Joe Conway <[EMAIL PROTECTED]> wrote on 15.09.2004, 06:30:24:
> Chris Browne wrote:
> > Might we set up the view as:
> > 
> > create view combination_of_logs as
> >   select * from table_1 where txn_date between 'this' and 'that' 
> >    union all
> >   select * from table_2 where txn_date between 'this2' and 'that2' 
> >    union all
> >   select * from table_3 where txn_date between 'this3' and 'that3' 
> >    union all
> >   select * from table_4 where txn_date between 'this4' and 'that4' 
> >    union all
> >    ... ad infinitum
> >    union all
> >   select * from table_n where txn_date > 'start_of_partition_n';
> > 
> > and expect that to help, as long as the query that hooks up to this
> > has date constraints?
> > 
> > We'd have to regenerate the view with new fixed constants each time we
> > set up the tables, but that sounds like it could work...
> 
> That's exactly what we're doing, but using inherited tables instead of a 
> union view. With inheritance, there is no need to rebuild the view each 
> time a table is added or removed. Basically, in our application, tables 
> are partitioned by either month or week, depending on the type of data 
> involved, and queries are normally date qualified.
> 
> We're not completely done with our data conversion (from a commercial 
> RDBMSi), but so far the results have been excellent. Similar to what 
> others have said in this thread, the conversion involved restructuring 
> the data to better suit Postgres, and the application (data 
> analysis/mining vs. the source system which is operational).

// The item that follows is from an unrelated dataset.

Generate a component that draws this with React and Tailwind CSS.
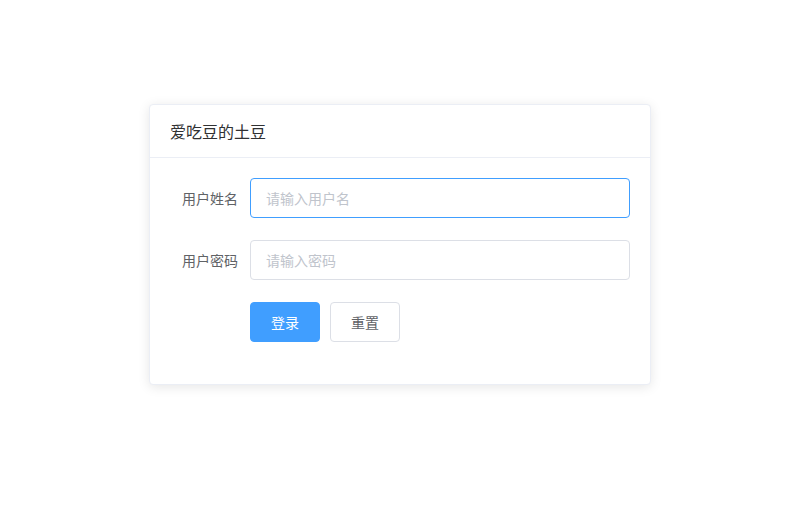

As a result 
> we've compressed a > 1TB database down to ~0.4TB, and seen at least one 
> typical query reduced from ~9 minutes down to ~40 seconds.

Sounds interesting.

The performance gain comes from partition elimination of the inherited
tables under the root?

I take it the compression comes from use of arrays, avoiding the need
for additional rows and key overhead?